"I
suppose hobbits need some description
nowadays, since they have become rare and shy of the Big
People, as they call us. They are (or were) a little people, about
half our height, and smaller than the bearded Dwarves. Hobbits have
no beards. There is little or no magic about them, except the ordinary
everyday sort which allows them to disappear quietly and quickly when
large stupid folk like you and me come blundering along, making a
noise like elephants which they can hear a mile off. They are inclined
to be fat in the stomach; they dress in bright colours (chiefly green
and yellow); wear no shoes, because their feet grow naturally leathery
soles and thick warm brown hair like the stuff on their heads (which
is curly); have long clever brown fingers, good-natured faces, and
laugh deep fruity laughs (especially after dinner, which they have
twice a day when they can get it). Now you know enough to go on with."
In Depth
Hobbits
were one of the speaking races of Middle-earth, originally closely
related to Men. Although created in the First Age, Hobbits were unobtrusive
and lived in the Vales of Anduin largely unnoticed by other races
until well into the Third Age. About the Third Age 1050 the Hobbits,
who by this time had become divided into three distinct groups, the
Fallohides, the Harfoots, and the Stoors, fled westward because of
the evil in Mirkwood. In 1600, the Shire
was founded, and soon almost all Hobbits came to live there or in
Bree, although in 2463 there was a colony
of Stoors in the Gladden Fields, and at the time of the War of the
Ring there were wandering Hobbits.
Hobbits, although comfort-loving, provincial, and distrustful of the
outside world, were in times of danger courageous, skilful, and relatively
undaunted by great terrors. Toward the end of the Third Age, the Hobbits
alone in Middle-earth (with the Men of Bree)

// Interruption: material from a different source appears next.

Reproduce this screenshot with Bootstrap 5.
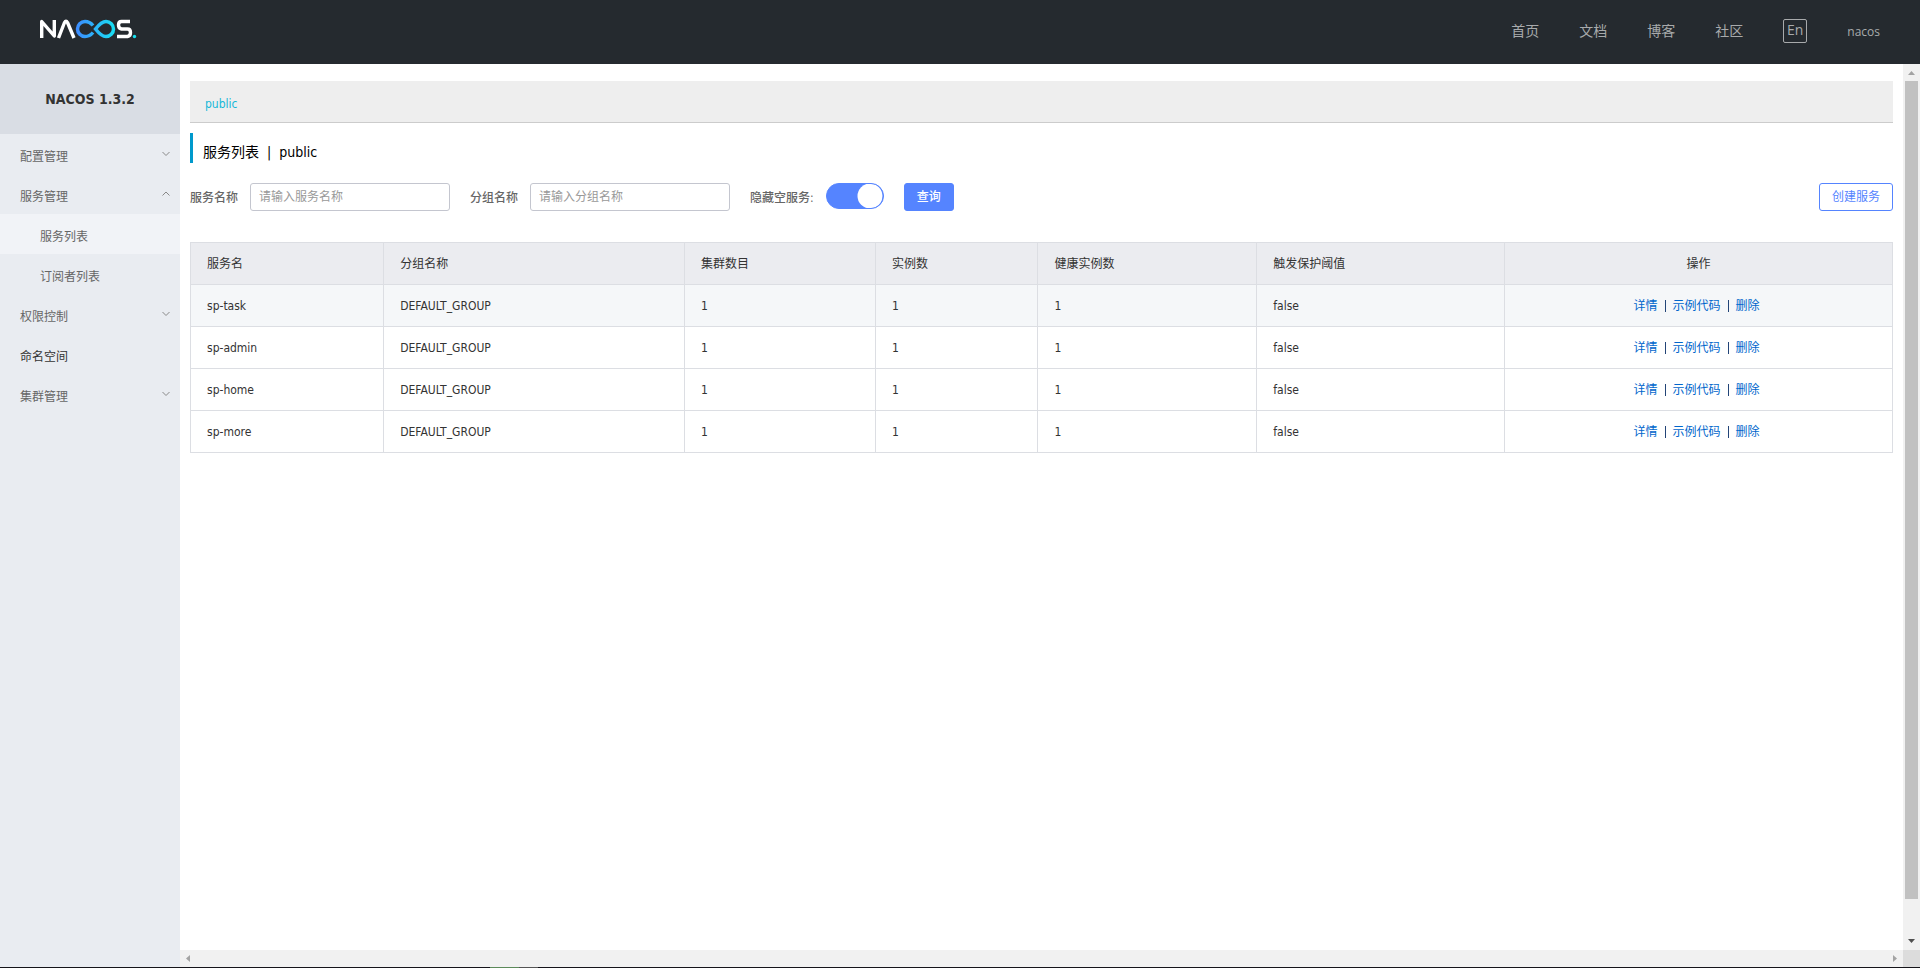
<!DOCTYPE html>
<html lang="zh-CN">
<head>
<meta charset="utf-8">
<meta name="viewport" content="width=device-width, initial-scale=1">
<title>Nacos</title>
<link href="https://cdn.jsdelivr.net/npm/bootstrap@5.3.0/dist/css/bootstrap.min.css" rel="stylesheet">
<style>
body{font-family:"DejaVu Sans Condensed","Noto Sans CJK SC",sans-serif;font-size:12px;line-height:18px;color:#333;background:#fff}
a{text-decoration:none}
.top-bar{height:64px;padding:0 40px 2px;background:#252a2f}
.top-bar .nav{gap:40px}
.top-bar .nav-link{padding:0;font-family:"Open Sans","Noto Sans CJK SC",sans-serif;font-size:14px;line-height:20px;color:#a8aaac}
.top-bar .user-link{font-size:12px;padding-top:2px}
.lang-btn{width:24px;height:24px;padding:0;border:1px solid #a8aaac;border-radius:2px;background:none;color:#a8aaac;font-family:"Open Sans",sans-serif;font-size:14px;line-height:18px;padding-bottom:2px}
.side-bar{width:180px;background:#e9ecf1}
.side-title{height:70px;background:#d9dde4;font-size:14px;font-weight:700}
.side-link{height:40px;padding:6px 10px 0 20px;color:#666}
.side-link svg{margin-bottom:6px}
.side-link.sub-item{padding-left:40px}
.side-link.current{background:#f1f3f7}
.side-link.plain{color:#333}
.view-pane{padding:17px 10px 0}
.ns-bar{height:42px;padding:4px 15px 0;background:#eee;border-bottom:1px solid #ccc}
.ns-bar a{color:#16b8d8}
.page-title{height:30px;margin:10px 0 20px;padding:8px 0 0 10px;border-left:3px solid #09c;font-size:14px;line-height:22px;font-weight:400;color:#000}
.query-form{height:28px}
.query-form label{font-weight:500;color:#666;margin-right:12px;padding-top:2px}
.query-form .form-control{width:200px;height:28px;margin-right:20px;padding:0 8px;border:1px solid #c4c6cf;border-radius:3px;font-size:12px}
.query-form .form-control::placeholder{color:#999}
.query-form .switch-box{display:flex;align-items:flex-start;padding:0;margin:0 20px 0 0;height:28px;min-height:0}
.query-form .switch-box .form-check-input{float:none;margin:0;width:58px;height:26px;border:1px solid #5584ff;background-color:#5584ff;background-size:26px 26px;background-position:right center;background-image:url("data:image/svg+xml,%3Csvg xmlns='http://www.w3.org/2000/svg' viewBox='0 0 26 26'%3E%3Ccircle cx='13' cy='13' r='12.5' fill='%23fff'/%3E%3C/svg%3E")}
.query-form .btn{height:28px;padding:0 12px;border-radius:3px;font-size:12px;line-height:26px}
.query-form .btn-query{background:#5584ff;border-color:#5584ff;color:#fff;font-weight:500}
.query-form .btn-create{border-color:#5584ff;color:#5584ff;background:#fff}
.svc-table{margin:31px 0 0;table-layout:fixed;border-color:#dcdee3;color:#333}
.svc-table th,.svc-table td{height:42px;padding:0 16px;vertical-align:middle;font-weight:400;border-color:#dcdee3;color:#333;box-shadow:none}
.svc-table thead th{background:#ebecf0}
.svc-table tr.hovered td{background:#f5f7f9}
.svc-table td a{color:#06c}
.svc-table .ops{padding-right:20px}
.svc-table .ops i{display:inline-block;width:1px;height:12px;margin:0 7px;background:#247;vertical-align:-2px}
.track-v{width:17px;background:#f1f1f1}
.track-v .thumb{width:13px;height:818px;background:#c1c1c1}
.track-h{height:17px;background:#f1f1f1}
.cap{width:17px;height:17px;flex:none}
.corner{width:17px;background:#dcdcdc}
.edge-line{height:1px;background:#15141a}
.edge-line .seg-lead{width:490px}
.edge-line .seg-green{width:29px;background:#5c8a5a}
.edge-line .seg-grey{width:19px;background:#555}
</style>
</head>
<body>
<div class="d-flex flex-column vh-100 overflow-hidden">
  <header class="top-bar d-flex align-items-center justify-content-between flex-shrink-0">
    <a href="#" aria-label="NACOS" class="d-flex pb-1">
      <svg width="97" height="20" viewBox="0 0 97 20" fill="none">
        <defs><linearGradient id="loop" gradientUnits="userSpaceOnUse" x1="36" y1="0" x2="76" y2="0"><stop stop-color="#3d8bff"/><stop offset="1" stop-color="#17e2f2"/></linearGradient></defs>
        <g stroke="#fff" stroke-width="3.400" stroke-linejoin="round">
          <path d="M1.700 19V2.500L14.300 17V1"/>
          <path d="M18.500 19L24.500 3.500Q26 1 27.500 3.500L34 19"/>
          <path d="M90 2.500H81.500Q78.500 2.500 78.500 6T81.500 10H87.500Q90.500 10 90.500 13.500T87.500 17.500H77"/>
        </g>
        <path d="M53 6.500C50.500 3.500 48 2.500 45 2.500A7.500 7.500 0 0 0 45 17.500C48 17.500 50.500 16.500 53 13.500M55.500 10C59 5.500 62 2.500 66 2.500A7.500 7.500 0 0 1 66 17.500C62 17.500 59 14.500 55.500 10Z" stroke="url(#loop)" stroke-width="3.500"/>
        <circle cx="94.500" cy="17.500" r="1.700" fill="#17e2f2"/>
      </svg>
    </a>
    <nav class="nav align-items-center flex-nowrap">
      <a class="nav-link" href="#">首页</a>
      <a class="nav-link" href="#">文档</a>
      <a class="nav-link" href="#">博客</a>
      <a class="nav-link" href="#">社区</a>
      <button type="button" class="lang-btn">En</button>
      <a class="nav-link user-link" href="#">nacos</a>
    </nav>
  </header>

  <div class="d-flex flex-grow-1 overflow-hidden">
    <aside class="side-bar flex-shrink-0">
      <div class="side-title d-flex align-items-center justify-content-center">NACOS 1.3.2</div>
      <nav class="d-flex flex-column">
        <a href="#" class="side-link d-flex align-items-center justify-content-between">配置管理<svg width="8" height="6" fill="none" stroke="#888"><path d="M.5 1L4 4.500L7.500 1"/></svg></a>
        <a href="#" class="side-link d-flex align-items-center justify-content-between">服务管理<svg width="8" height="6" fill="none" stroke="#888"><path d="M.5 4.500L4 1L7.500 4.500"/></svg></a>
        <a href="#" class="side-link sub-item current d-flex align-items-center">服务列表</a>
        <a href="#" class="side-link sub-item d-flex align-items-center">订阅者列表</a>
        <a href="#" class="side-link d-flex align-items-center justify-content-between">权限控制<svg width="8" height="6" fill="none" stroke="#888"><path d="M.5 1L4 4.500L7.500 1"/></svg></a>
        <a href="#" class="side-link plain d-flex align-items-center">命名空间</a>
        <a href="#" class="side-link d-flex align-items-center justify-content-between">集群管理<svg width="8" height="6" fill="none" stroke="#888"><path d="M.5 1L4 4.500L7.500 1"/></svg></a>
      </nav>
    </aside>

    <div class="d-flex flex-column flex-grow-1 overflow-hidden">
      <div class="d-flex flex-grow-1 overflow-hidden">
        <main class="view-pane flex-grow-1">
          <div class="ns-bar d-flex align-items-center"><a href="#">public</a></div>
          <h1 class="page-title d-flex align-items-center"><span>服务列表</span><span class="px-2">|</span><span>public</span></h1>
          <form class="query-form d-flex align-items-center">
            <label for="svc">服务名称</label>
            <input id="svc" type="text" class="form-control" placeholder="请输入服务名称">
            <label for="grp">分组名称</label>
            <input id="grp" type="text" class="form-control" placeholder="请输入分组名称">
            <label for="hide">隐藏空服务:</label>
            <div class="form-check form-switch switch-box"><input id="hide" class="form-check-input" type="checkbox" role="switch" checked></div>
            <button type="button" class="btn btn-query">查询</button>
            <button type="button" class="btn btn-create ms-auto">创建服务</button>
          </form>
          <table class="table table-bordered svc-table">
            <colgroup><col style="width:11.35%"><col style="width:17.68%"><col style="width:11.22%"><col style="width:9.54%"><col style="width:12.86%"><col style="width:14.56%"><col></colgroup>
            <thead><tr><th>服务名</th><th>分组名称</th><th>集群数目</th><th>实例数</th><th>健康实例数</th><th>触发保护阈值</th><th class="text-center">操作</th></tr></thead>
            <tbody>
              <tr class="hovered"><td>sp-task</td><td>DEFAULT_GROUP</td><td>1</td><td>1</td><td>1</td><td>false</td><td class="ops text-center"><a href="#">详情</a><i></i><a href="#">示例代码</a><i></i><a href="#">删除</a></td></tr>
              <tr><td>sp-admin</td><td>DEFAULT_GROUP</td><td>1</td><td>1</td><td>1</td><td>false</td><td class="ops text-center"><a href="#">详情</a><i></i><a href="#">示例代码</a><i></i><a href="#">删除</a></td></tr>
              <tr><td>sp-home</td><td>DEFAULT_GROUP</td><td>1</td><td>1</td><td>1</td><td>false</td><td class="ops text-center"><a href="#">详情</a><i></i><a href="#">示例代码</a><i></i><a href="#">删除</a></td></tr>
              <tr><td>sp-more</td><td>DEFAULT_GROUP</td><td>1</td><td>1</td><td>1</td><td>false</td><td class="ops text-center"><a href="#">详情</a><i></i><a href="#">示例代码</a><i></i><a href="#">删除</a></td></tr>
            </tbody>
          </table>
        </main>
        <div class="track-v d-flex flex-column align-items-center flex-shrink-0" aria-hidden="true">
          <svg class="cap" viewBox="0 0 17 17"><path d="M5 11L8.500 7L12 11Z" fill="#a3a3a3"/></svg>
          <div class="thumb"></div>
          <svg class="cap mt-auto" viewBox="0 0 17 17"><path d="M5 6L8.500 10L12 6Z" fill="#505050"/></svg>
        </div>
      </div>
      <div class="d-flex flex-shrink-0" aria-hidden="true">
        <div class="track-h d-flex justify-content-between flex-grow-1">
          <svg class="cap" viewBox="0 0 17 17"><path d="M10 5L6 8.500L10 12Z" fill="#a3a3a3"/></svg>
          <svg class="cap" viewBox="0 0 17 17"><path d="M7 5L11 8.500L7 12Z" fill="#a3a3a3"/></svg>
        </div>
        <div class="corner"></div>
      </div>
    </div>
  </div>
  <div class="edge-line d-flex flex-shrink-0" aria-hidden="true"><span class="seg-lead"></span><span class="seg-green"></span><span class="seg-grey"></span></div>
</div>
<script src="https://cdn.jsdelivr.net/npm/bootstrap@5.3.0/dist/js/bootstrap.bundle.min.js"></script>
</body>
</html>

used surnames. They lived to about one hundred years of age; thirty-three
was considered the age of adulthood. They were also known as Little
Folk and the Little People.
The Stoors of the Gladden Fields in the Third Age 2463 were matriarchal,
and all Hobbits may at one
time have been organized into matriarchal clans.
An exert
from:- JRR Tolkien,s " The Hobbit "
"In
a hole in the ground there lived a hobbit.
Not a nasty, dirty, wet hole, filled with the ends of worms and an
oozy smell, nor yet a dry, bare, sandy hole with nothing in it to
sit down on or to eat: it was a hobbit-hole, and that means comfort.
"It had a perfectly round door like a porthole, painted green,
with a shiny yellow brass knob in the exact middle. The door opened
on to a tube-shaped hall like a tunnel: a very comfortable tunnel
without smoke, with panelled walls and floors tiled and carpeted,
provided with polished chairs, and lots and lots of pegs for hats
and coats--the hobbit was fond of visitors. The tunnel wound on and
on, going fairly but not quite straight into the side of the hill--The
Hill, as all the people for many miles round called it--and many little
round doors opened out of it, first on one side and then on another.
No going upstairs for the hobbit: bedrooms, bathrooms, cellars, pantries
(lots of these), wardrobes (he had whole rooms devoted to clothes),
kitchens, dining-rooms, all were on the same floor, and indeed on
the same passage. The best rooms were all on the lefthand side (going
in), for these were the only ones to have windows, deep-set round
windows looking over his garden and meadows beyond, sloping down to
the river.
"This hobbit was a very well-to-do hobbit, and his name was Baggins.
The Bagginses had lived in the neighbourhood of The Hill for time
out of mind, and people considered them very respectable, not only
because most of them were rich, but also because they never had any
adventures or did anything unexpected: you could tell what a Baggins
would say on any question without the bother of asking him. This is
the story of how a Baggins had an adventure, and found himself doing
and saying things altogether unexpected. He may have lost the neighbours
respect, but he gained--well, you will see whether he gained anything
in the end."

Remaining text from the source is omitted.